▶ _SHORT EXERCISE_
Extract each line containing the string "with".

▶ _PROVIDED INFORMATION_
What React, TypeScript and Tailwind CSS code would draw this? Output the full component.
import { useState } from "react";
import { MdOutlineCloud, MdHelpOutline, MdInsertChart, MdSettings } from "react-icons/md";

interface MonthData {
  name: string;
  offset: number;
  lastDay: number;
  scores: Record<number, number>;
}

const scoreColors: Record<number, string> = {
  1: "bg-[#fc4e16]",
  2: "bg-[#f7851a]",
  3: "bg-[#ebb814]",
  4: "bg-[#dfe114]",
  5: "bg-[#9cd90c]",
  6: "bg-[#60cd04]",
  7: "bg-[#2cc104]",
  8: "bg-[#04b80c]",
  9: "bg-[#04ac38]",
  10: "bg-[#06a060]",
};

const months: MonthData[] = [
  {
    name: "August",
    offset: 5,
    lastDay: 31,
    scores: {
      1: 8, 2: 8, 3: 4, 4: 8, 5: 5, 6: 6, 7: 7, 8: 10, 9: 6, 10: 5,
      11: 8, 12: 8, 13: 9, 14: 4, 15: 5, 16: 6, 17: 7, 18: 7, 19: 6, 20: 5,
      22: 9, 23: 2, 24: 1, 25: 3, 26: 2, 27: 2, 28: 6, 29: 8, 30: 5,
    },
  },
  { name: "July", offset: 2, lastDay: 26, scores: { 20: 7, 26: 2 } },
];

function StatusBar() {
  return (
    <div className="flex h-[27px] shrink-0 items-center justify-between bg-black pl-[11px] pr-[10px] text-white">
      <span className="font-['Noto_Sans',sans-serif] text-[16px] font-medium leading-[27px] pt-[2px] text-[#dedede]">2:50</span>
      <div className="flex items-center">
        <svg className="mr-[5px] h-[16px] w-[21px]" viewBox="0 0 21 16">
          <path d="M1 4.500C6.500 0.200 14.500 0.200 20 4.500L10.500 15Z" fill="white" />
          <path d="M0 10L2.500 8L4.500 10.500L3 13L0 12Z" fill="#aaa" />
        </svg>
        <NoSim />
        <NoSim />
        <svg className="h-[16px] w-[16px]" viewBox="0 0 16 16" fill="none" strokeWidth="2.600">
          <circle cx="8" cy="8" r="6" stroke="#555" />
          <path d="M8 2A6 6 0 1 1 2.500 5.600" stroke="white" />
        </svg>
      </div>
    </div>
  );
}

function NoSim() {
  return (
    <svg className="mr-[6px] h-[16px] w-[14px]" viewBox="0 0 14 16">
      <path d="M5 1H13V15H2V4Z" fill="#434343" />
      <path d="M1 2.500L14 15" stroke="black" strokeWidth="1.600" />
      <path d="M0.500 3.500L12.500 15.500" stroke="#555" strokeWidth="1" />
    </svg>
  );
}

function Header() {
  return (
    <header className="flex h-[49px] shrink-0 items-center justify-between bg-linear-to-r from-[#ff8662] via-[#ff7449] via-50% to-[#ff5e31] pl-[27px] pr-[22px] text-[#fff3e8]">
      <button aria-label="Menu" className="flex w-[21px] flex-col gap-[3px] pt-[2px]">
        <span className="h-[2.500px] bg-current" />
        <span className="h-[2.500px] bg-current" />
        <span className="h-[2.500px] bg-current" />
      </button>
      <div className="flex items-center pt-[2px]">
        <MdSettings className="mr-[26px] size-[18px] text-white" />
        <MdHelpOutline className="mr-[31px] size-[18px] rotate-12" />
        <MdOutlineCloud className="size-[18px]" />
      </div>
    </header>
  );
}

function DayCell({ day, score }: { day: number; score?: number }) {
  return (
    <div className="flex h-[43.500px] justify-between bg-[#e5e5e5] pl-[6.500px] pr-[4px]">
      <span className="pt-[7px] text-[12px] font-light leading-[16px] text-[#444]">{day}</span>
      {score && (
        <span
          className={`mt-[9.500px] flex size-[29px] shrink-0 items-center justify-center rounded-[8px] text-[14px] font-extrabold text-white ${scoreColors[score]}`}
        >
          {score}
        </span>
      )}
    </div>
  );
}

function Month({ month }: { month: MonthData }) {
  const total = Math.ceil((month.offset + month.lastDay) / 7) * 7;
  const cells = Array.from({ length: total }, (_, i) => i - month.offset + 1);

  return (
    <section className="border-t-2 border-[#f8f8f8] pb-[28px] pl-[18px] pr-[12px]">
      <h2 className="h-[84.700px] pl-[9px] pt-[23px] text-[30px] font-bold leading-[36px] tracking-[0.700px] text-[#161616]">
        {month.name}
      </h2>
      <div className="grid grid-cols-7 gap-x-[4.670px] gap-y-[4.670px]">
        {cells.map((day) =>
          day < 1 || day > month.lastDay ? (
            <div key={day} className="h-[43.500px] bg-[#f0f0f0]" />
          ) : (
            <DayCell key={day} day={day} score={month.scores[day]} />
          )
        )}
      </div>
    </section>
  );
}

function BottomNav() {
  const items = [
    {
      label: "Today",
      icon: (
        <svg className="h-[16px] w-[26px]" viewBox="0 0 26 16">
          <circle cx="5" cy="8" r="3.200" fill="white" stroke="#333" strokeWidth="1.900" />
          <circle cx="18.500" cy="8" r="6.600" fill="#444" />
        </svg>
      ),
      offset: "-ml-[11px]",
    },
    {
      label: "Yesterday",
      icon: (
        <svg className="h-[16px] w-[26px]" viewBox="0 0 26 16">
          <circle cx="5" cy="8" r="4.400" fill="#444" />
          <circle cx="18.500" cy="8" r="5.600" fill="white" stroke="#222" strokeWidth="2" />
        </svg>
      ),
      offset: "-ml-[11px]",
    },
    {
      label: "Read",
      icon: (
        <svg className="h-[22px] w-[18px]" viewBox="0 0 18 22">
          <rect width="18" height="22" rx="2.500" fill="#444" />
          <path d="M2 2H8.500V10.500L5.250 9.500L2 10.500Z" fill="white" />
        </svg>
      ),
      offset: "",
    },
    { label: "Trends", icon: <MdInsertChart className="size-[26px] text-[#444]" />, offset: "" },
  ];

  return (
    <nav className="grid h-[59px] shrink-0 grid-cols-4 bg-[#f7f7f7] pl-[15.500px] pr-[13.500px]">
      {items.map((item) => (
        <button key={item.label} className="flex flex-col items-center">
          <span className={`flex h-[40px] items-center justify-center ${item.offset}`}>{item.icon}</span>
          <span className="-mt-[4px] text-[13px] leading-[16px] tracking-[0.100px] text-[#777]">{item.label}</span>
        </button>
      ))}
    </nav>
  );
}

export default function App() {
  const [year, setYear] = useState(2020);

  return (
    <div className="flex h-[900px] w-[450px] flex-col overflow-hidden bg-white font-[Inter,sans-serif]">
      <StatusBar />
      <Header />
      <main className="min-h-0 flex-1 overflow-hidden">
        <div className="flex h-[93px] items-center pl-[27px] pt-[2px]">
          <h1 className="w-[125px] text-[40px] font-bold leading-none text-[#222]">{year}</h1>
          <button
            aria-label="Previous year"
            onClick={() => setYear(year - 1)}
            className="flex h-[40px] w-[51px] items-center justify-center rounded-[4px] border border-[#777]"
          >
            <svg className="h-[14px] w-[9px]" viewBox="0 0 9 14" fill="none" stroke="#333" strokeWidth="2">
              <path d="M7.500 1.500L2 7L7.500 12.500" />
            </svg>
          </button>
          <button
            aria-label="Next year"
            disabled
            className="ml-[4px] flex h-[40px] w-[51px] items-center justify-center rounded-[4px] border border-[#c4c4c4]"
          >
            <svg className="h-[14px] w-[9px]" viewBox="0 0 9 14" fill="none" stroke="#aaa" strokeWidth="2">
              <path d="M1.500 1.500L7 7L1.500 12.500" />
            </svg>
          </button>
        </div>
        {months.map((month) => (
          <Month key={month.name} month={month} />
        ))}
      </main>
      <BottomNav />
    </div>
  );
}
--
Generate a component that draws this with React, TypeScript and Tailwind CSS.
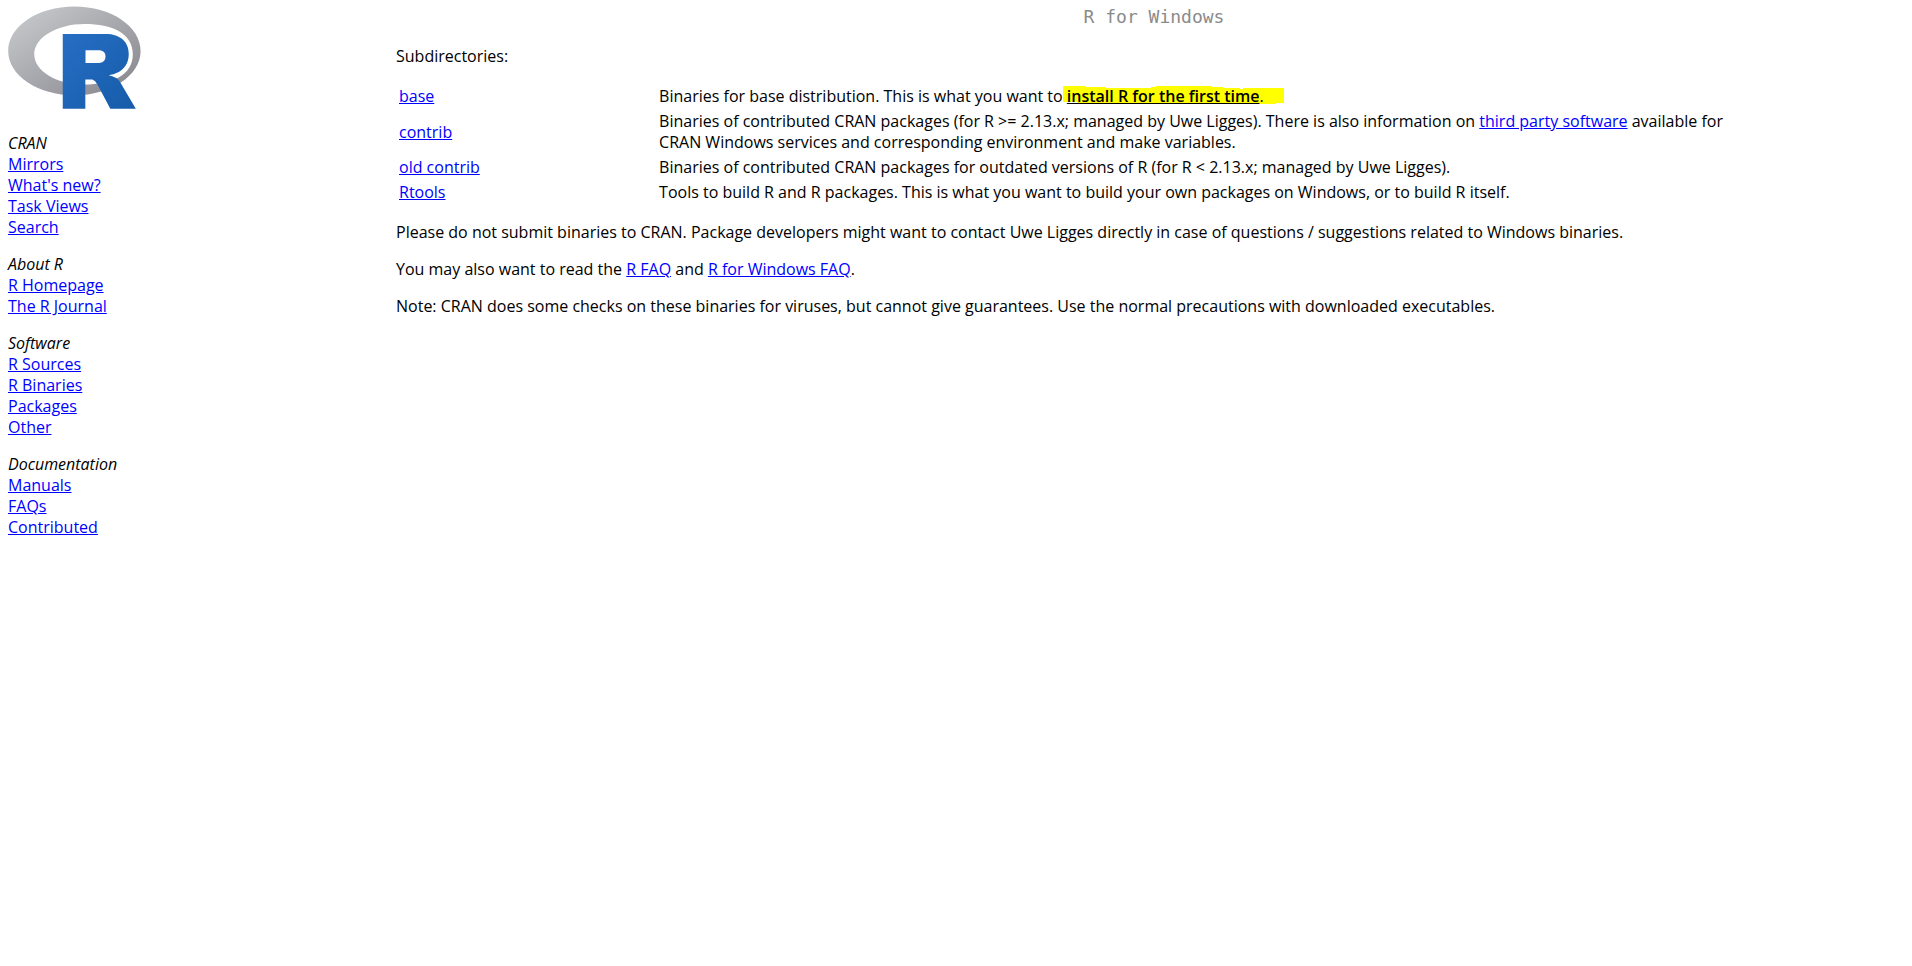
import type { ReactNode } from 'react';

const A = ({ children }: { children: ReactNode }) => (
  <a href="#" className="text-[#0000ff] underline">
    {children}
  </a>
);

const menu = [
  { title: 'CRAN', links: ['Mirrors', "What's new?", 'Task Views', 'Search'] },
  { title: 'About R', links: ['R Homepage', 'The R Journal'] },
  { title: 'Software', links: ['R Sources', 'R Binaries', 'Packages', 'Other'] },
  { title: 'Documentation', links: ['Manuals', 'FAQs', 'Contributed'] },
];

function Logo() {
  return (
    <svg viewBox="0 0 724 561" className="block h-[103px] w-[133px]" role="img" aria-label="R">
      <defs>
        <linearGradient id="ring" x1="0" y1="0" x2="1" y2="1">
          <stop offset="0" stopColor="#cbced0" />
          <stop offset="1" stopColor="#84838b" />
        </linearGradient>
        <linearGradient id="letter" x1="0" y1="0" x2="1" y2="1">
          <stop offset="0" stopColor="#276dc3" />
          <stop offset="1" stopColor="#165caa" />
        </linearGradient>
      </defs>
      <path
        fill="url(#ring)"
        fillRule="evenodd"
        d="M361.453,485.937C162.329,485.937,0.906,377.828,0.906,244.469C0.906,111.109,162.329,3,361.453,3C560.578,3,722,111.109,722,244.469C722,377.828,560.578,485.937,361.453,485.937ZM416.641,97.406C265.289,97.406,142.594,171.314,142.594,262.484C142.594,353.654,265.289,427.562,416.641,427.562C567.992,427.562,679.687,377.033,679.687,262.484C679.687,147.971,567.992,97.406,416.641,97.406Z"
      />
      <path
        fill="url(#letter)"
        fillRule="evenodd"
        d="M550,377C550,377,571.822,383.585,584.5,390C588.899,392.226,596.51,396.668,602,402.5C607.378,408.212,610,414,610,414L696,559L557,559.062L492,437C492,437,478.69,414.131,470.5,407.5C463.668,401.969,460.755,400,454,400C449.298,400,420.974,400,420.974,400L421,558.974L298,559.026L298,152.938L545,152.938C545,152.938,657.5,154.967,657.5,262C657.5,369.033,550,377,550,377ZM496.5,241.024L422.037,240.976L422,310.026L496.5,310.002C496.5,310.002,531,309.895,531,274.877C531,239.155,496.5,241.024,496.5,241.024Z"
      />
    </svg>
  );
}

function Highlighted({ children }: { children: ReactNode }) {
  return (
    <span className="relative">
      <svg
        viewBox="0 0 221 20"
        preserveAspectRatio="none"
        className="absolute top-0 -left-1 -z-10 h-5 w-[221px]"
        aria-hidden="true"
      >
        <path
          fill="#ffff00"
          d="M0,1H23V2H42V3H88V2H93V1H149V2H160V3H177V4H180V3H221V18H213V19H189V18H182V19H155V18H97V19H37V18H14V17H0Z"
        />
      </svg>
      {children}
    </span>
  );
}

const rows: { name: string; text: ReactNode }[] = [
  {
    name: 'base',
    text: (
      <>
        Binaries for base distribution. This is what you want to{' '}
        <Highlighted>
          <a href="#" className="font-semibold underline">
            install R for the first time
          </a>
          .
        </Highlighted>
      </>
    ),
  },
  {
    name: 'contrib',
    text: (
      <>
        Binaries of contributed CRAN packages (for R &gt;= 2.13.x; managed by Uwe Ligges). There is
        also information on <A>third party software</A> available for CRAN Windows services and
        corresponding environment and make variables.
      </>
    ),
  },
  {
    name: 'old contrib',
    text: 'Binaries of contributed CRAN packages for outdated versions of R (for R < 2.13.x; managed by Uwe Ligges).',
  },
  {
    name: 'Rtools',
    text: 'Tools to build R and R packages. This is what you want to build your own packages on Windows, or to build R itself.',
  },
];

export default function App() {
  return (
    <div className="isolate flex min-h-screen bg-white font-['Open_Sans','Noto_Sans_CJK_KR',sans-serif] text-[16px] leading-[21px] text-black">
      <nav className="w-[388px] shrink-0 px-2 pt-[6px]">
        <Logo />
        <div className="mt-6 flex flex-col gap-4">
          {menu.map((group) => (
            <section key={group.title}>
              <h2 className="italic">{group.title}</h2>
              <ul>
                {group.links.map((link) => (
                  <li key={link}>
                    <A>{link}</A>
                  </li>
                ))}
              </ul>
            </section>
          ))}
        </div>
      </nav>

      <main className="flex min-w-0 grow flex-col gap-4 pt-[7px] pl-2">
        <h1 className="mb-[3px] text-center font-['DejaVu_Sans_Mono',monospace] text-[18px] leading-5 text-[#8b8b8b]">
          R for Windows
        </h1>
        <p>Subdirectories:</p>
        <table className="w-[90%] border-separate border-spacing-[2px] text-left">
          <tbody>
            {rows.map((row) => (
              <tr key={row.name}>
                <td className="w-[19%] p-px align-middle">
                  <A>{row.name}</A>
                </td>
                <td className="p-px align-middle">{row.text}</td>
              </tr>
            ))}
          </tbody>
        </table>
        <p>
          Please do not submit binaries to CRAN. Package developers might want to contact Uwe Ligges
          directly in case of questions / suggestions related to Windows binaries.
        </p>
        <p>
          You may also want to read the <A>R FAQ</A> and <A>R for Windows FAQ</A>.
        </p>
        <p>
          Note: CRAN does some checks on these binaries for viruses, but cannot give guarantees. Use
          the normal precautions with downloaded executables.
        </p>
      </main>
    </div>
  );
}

▶ _EXERCISE SOLUTION_
Generate a component that draws this with React, TypeScript and Tailwind CSS.
          the normal precautions with downloaded executables.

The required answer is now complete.